▸ Task prompt
Work through the data below line by line and say how many lines hold "TypeScript"; give only the number.

▸ Record extracts
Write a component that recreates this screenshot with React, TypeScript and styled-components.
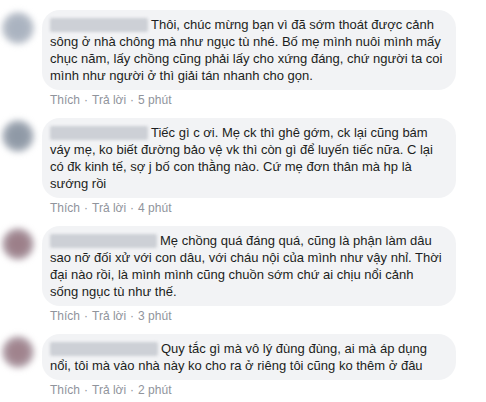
---
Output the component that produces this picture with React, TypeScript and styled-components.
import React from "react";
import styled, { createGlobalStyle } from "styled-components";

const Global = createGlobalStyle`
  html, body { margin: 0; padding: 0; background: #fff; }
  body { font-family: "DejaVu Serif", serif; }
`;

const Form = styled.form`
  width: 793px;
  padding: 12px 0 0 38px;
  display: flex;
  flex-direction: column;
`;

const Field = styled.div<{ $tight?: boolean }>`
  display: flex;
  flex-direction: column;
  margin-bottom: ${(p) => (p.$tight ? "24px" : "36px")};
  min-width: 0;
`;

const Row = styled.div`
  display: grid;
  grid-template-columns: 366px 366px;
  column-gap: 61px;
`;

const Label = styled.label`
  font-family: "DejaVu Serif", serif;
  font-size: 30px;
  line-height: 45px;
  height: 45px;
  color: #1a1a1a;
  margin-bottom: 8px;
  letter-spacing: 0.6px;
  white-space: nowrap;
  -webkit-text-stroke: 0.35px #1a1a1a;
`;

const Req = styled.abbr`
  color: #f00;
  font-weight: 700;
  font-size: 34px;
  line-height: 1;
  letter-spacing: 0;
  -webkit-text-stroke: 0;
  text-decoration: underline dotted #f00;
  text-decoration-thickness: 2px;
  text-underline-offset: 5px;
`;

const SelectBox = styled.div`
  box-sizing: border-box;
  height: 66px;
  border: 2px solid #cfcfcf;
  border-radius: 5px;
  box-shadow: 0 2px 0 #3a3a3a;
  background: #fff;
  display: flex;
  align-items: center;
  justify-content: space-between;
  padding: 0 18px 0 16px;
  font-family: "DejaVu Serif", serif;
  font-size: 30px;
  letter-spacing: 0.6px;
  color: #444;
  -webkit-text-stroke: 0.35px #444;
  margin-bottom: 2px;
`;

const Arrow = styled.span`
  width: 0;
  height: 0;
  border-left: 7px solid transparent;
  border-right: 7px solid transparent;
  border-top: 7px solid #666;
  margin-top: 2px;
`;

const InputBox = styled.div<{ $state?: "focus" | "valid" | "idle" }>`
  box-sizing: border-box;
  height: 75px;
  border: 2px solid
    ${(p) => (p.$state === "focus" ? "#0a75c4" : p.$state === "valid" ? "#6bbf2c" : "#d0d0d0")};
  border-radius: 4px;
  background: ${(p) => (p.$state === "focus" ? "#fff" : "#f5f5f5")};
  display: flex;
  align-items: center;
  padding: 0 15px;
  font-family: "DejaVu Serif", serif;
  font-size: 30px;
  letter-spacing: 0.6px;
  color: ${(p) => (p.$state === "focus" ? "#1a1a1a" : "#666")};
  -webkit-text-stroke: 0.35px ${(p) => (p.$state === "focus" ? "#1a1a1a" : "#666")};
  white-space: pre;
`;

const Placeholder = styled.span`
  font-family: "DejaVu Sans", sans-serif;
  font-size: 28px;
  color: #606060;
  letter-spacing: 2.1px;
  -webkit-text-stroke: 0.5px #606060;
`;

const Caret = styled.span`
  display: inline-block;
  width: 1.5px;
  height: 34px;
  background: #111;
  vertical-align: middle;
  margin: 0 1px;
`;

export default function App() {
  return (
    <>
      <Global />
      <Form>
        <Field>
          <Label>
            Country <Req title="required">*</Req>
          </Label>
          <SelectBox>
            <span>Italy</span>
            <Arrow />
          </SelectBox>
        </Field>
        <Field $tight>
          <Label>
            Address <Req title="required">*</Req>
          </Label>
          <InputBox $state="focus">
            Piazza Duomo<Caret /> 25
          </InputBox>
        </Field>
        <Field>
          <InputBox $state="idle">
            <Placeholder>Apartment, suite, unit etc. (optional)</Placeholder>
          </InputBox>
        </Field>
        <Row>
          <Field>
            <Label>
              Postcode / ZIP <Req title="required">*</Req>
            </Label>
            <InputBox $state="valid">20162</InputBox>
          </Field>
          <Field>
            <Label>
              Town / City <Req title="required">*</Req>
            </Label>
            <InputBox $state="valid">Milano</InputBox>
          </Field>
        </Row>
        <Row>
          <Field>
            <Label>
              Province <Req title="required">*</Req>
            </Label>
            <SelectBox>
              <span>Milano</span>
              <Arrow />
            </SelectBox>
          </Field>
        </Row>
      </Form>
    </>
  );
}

▸ Reply to the exercise
2